You must run hostsetup as root to use --boot="y" option to modify the system scripts to automatically start and stop LSF daemons at system startup or shutdown. . The default is --boot="n".
1. Log on to each LSF server host as root. Start with the LSF master host.
2. Run hostsetup on each LSF server host. For example:
# cd $LSF_TOP/10.1/install
# ./hostsetup --top="$LSF_TOP" --boot="y"
NOTE: For more details on hostsetup usage, enter hostsetup -h.
In case of multi-cluster environment, reinstalling master cluster would show status=disk after issuing bclusters command.
[smpici@c656f7n06 ~]$ bclusters
[Job Forwarding Information ]
LOCAL_QUEUE JOB_FLOW REMOTE CLUSTER STATUS
Queue1 send CLUSTER1 disc
Queue2 send CLUSTER2 disc
Queue3 send CLUSTER3 disc
where status=disc means communication between the two clusters is not established. The disc status might occur because no jobs are waiting to be dispatched, or because the remote master cannot be located.
Possible solution is to cleanup all the LSF daemons on all clusters. Note : lsfshutdown leaves some of the daemons on Master node.
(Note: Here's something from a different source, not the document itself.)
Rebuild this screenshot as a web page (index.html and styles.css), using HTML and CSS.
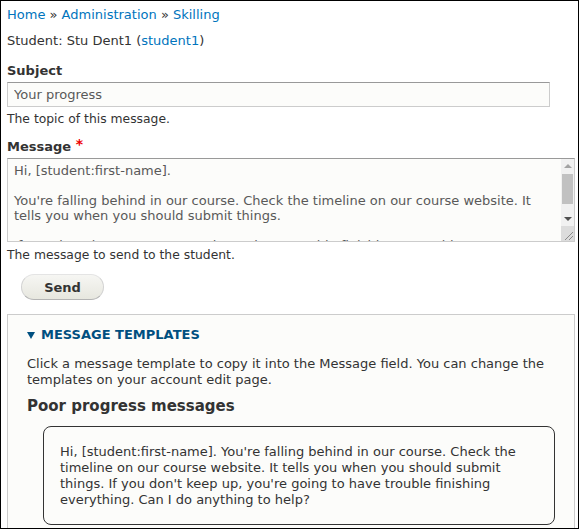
FILE: index.html
```html
<!DOCTYPE html>
<html lang="en">
<head>
<meta charset="utf-8">
<title>Skilling - message</title>
<link rel="stylesheet" href="styles.css">
</head>
<body>
<div class="page">
  <nav class="breadcrumb"><a href="#">Home</a> » <a href="#">Administration</a> » <a href="#">Skilling</a></nav>
  <p class="student">Student: Stu Dent1 (<a href="#">student1</a>)</p>
  <form class="form">
    <div class="field">
      <label class="label" for="subject">Subject</label>
      <input class="text-input" id="subject" type="text" value="Your progress">
      <div class="description">The topic of this message.</div>
    </div>
    <div class="field field-message">
      <label class="label" for="message">Message <span class="required">*</span></label>
      <div class="textarea-wrap">
        <textarea class="textarea" id="message">Hi, [student:first-name].

You're falling behind in our course. Check the timeline on our course website. It tells you when you should submit things.

If you don't keep up, you're going to have trouble finishing everything.

Can I do anything to help?</textarea>
        <div class="scrollbar" aria-hidden="true">
          <span class="sb-btn"><span class="sb-arrow-up"></span></span>
          <span class="sb-track"><span class="sb-thumb"></span></span>
          <span class="sb-btn"><span class="sb-arrow-down"></span></span>
          <span class="sb-corner">
            <svg width="13" height="15" viewBox="0 0 13 15"><path d="M4 14 L12 6 M8 14 L12 10" stroke="#8a8a8a" stroke-width="1" fill="none"/></svg>
          </span>
        </div>
      </div>
      <div class="description">The message to send to the student.</div>
    </div>
    <div class="actions">
      <button class="button" type="button">Send</button>
    </div>
    <details class="templates" open>
      <summary class="templates-summary">Message templates</summary>
      <p class="templates-intro">Click a message template to copy it into the Message field. You can change the templates on your account edit page.</p>
      <h3 class="templates-heading">Poor progress messages</h3>
      <div class="template">Hi, [student:first-name]. You're falling behind in our course. Check the timeline on our course website. It tells you when you should submit things. If you don't keep up, you're going to have trouble finishing everything. Can I do anything to help?</div>
    </details>
  </form>
</div>
</body>
</html>
```

FILE: styles.css
```css
html, body {
  margin: 0;
  padding: 0;
  background: #fff;
}

body {
  font-family: "DejaVu Sans", "Liberation Sans", sans-serif;
  font-size: 13px;
  color: #333;
}

a {
  color: #0074bd;
  text-decoration: none;
}

.page {
  box-sizing: border-box;
  height: 529px;
  border: 1px solid #000;
  overflow: hidden;
  padding: 4px 3px 0 6px;
}

.breadcrumb {
  line-height: 20px;
}

.student {
  margin: 6px 0 0;
  line-height: 20px;
}

.form {
  margin: 0;
}

.field {
  margin-top: 12px;
}

.field-message {
  margin-top: 11px;
}

.label {
  display: block;
  font-weight: bold;
  line-height: 16px;
  margin-bottom: 3px;
}

.required {
  color: #e00;
  font-size: 14px;
  position: relative;
  top: -2px;
}

.text-input {
  display: block;
  box-sizing: border-box;
  width: 543px;
  height: 25px;
  margin: 0;
  padding: 0 6px;
  font: 13px "DejaVu Sans", sans-serif;
  color: #595959;
  background: #fcfcfa;
  border: 1px solid #ccc;
  border-top-color: #999;
}

.textarea-wrap {
  position: relative;
  width: 568px;
  height: 84px;
}

.textarea {
  display: block;
  box-sizing: border-box;
  width: 568px;
  height: 84px;
  margin: 0;
  padding: 4px 21px 4px 6px;
  font: 13px "DejaVu Sans", sans-serif;
  color: #595959;
  background: #fcfcfa;
  border: 1px solid #ccc;
  border-top-color: #999;
  overflow: hidden;
  resize: none;
}

.scrollbar {
  position: absolute;
  top: 1px;
  right: 1px;
  bottom: 1px;
  width: 13px;
  display: flex;
  flex-direction: column;
  background: #f1f1f1;
}

.sb-btn {
  height: 14px;
  display: flex;
  align-items: center;
  justify-content: center;
}

.sb-arrow-up {
  width: 0;
  height: 0;
  border-left: 4px solid transparent;
  border-right: 4px solid transparent;
  border-bottom: 4px solid #a3a3a3;
}

.sb-arrow-down {
  width: 0;
  height: 0;
  border-left: 4px solid transparent;
  border-right: 4px solid transparent;
  border-top: 4px solid #505050;
}

.sb-track {
  flex: 1;
  padding: 1px 1px 0;
}

.sb-thumb {
  display: block;
  height: 30px;
  background: #c1c1c1;
}

.sb-corner {
  height: 15px;
  background: #dcdcdc;
}

.sb-corner svg {
  display: block;
}

.description {
  margin-top: 4px;
  line-height: 16px;
  font-size: 12.35px;
}

.field-message .description {
  margin-top: 5px;
}

.actions {
  margin-top: 11px;
  padding-left: 14px;
}

.button {
  box-sizing: border-box;
  width: 83px;
  height: 26px;
  padding: 0;
  font: bold 13px "DejaVu Sans", sans-serif;
  color: #333;
  background: linear-gradient(#f6f6f3, #e7e7df);
  border: 1px solid #d2d2d2;
  border-top-color: #e4e4e4;
  border-bottom-color: #b4b4b4;
  border-radius: 20px;
}

.templates {
  margin-top: 14px;
  width: 568px;
  box-sizing: border-box;
  border: 1px solid #ccc;
  background: #fcfcfa;
  padding: 10px 19px 20px;
}

.templates-summary {
  list-style: none;
  display: flex;
  align-items: center;
  gap: 6px;
  line-height: 20px;
  font-weight: bold;
  text-transform: uppercase;
  color: #004f80;
  cursor: pointer;
}

.templates-summary::-webkit-details-marker {
  display: none;
}

.templates-summary::before {
  content: "";
  width: 0;
  height: 0;
  border-left: 4px solid transparent;
  border-right: 4px solid transparent;
  border-top: 7px solid #004f80;
}

.templates-intro {
  margin: 11px 0 0;
  line-height: 16px;
}

.templates-heading {
  margin: 8px 0 0;
  font-size: 15px;
  line-height: 20px;
  font-weight: bold;
}

.template {
  margin: 10px 0 0 16px;
  padding: 17px 16px 16px;
  border: 1px solid #333;
  border-radius: 8px;
  line-height: 16px;
}
```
So , you need to manually kill all the LSF daemons on all master nodes.
Later, bclusters should show the status as shown below:
[smpici@c656f7n06 ~]$ bclusters
[Job Forwarding Information ]
LOCAL_QUEUE JOB_FLOW REMOTE CLUSTER STATUS
Queue1 send CLUSTER1 ok
Queue2 send CLUSTER2 ok
Queue3 send CLUSTER3 ok
======================= LSF configuration section ===========================
After you change any configuration file, use the lsadmin reconfig and badmin reconfig commands to reconfigure your cluster. Log on to the host as root or the LSF administrator (in our case "lsfadmin")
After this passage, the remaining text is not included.